Of course, there’s one arena in which conservatives still tie themselves into knots in their attempts to discriminate while not appearing too intolerant. But a funny thing happened yesterday on the way to institutionalizing anti-gay bigotry, and … Whoops! I seem to have buried the lede!
The gist of Judge Walker’s decision striking down California’s Proposition 8 was threefold: that government has no compelling basis for distinguishing between straight and gay relationships; that minority rights are not subject to a majority vote; and that in any legislative battle between Biblical ”morality” and constitutional rights, the Constitution must always win. None of those tenets, of course, reflect the modern Teafoxlican mindset — the once but no longer dominant mainstream white guy, beset on all sides by threats from interlopers foreign and domestic, black and brown and turbaned and breasted and gay and poor and elitist and liberal. (Of course, there are a number of those self-perceived ”mainstream white guys,” including a black one, on the Supreme Court — a fact which gives pause to anyone tempted to become overjoyed at the district court’s rejection of Prop 8.)

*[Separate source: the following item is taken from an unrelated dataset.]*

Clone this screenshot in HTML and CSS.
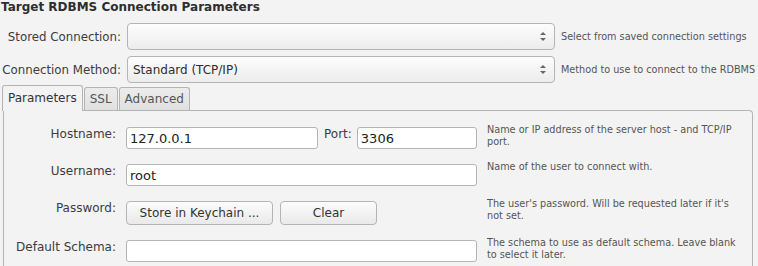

That Teafoxlican self-image has become rather tiresome. And yet it clearly offers residual appeal in our current historical moment — a seemingly (and perhaps not just seemingly) endless job slump that coincides with an expensive and intractable war and a spate of enormous federal spending that supposedly has warded off disaster, but hasn’t obviously benefited the average American.
It’s in times like these that xenophobia, racism and other forms of hatred find fertile soil, particularly when fertilized by the likes of Beck, Limbaugh, Bachmann and Palin. A toxic stew of such poisons, along with the normal reversion to the mean that follows a landslide election like 2008, probably will bring the Republican Party control over at least one house of Congress this November. And that will bring an end to our brief experiment in unimpeded progressive governance.
But what will replace it? A fiscal caution that Republicans always claim, but have never actually displayed when they’ve been in power? Or a jacked-up vendetta against all those supposedly high-powered minorities who’ve collectively ”wronged” them over this horrifying year and a half since they started noticing that the country is adrift?
I don’t claim to know exactly how much power the American people will hand back to Republicans this fall, or how they’ll respond once the GOP exercises that power. In fact, I’ve pretty much given up any belief that the American people have the slightest clue what they want. But one thing I know for sure: If Gingrich and his fellow race-baiting demagogues get their way, and construction of that mosque in downtown Manhattan is blocked, then the terrorists win.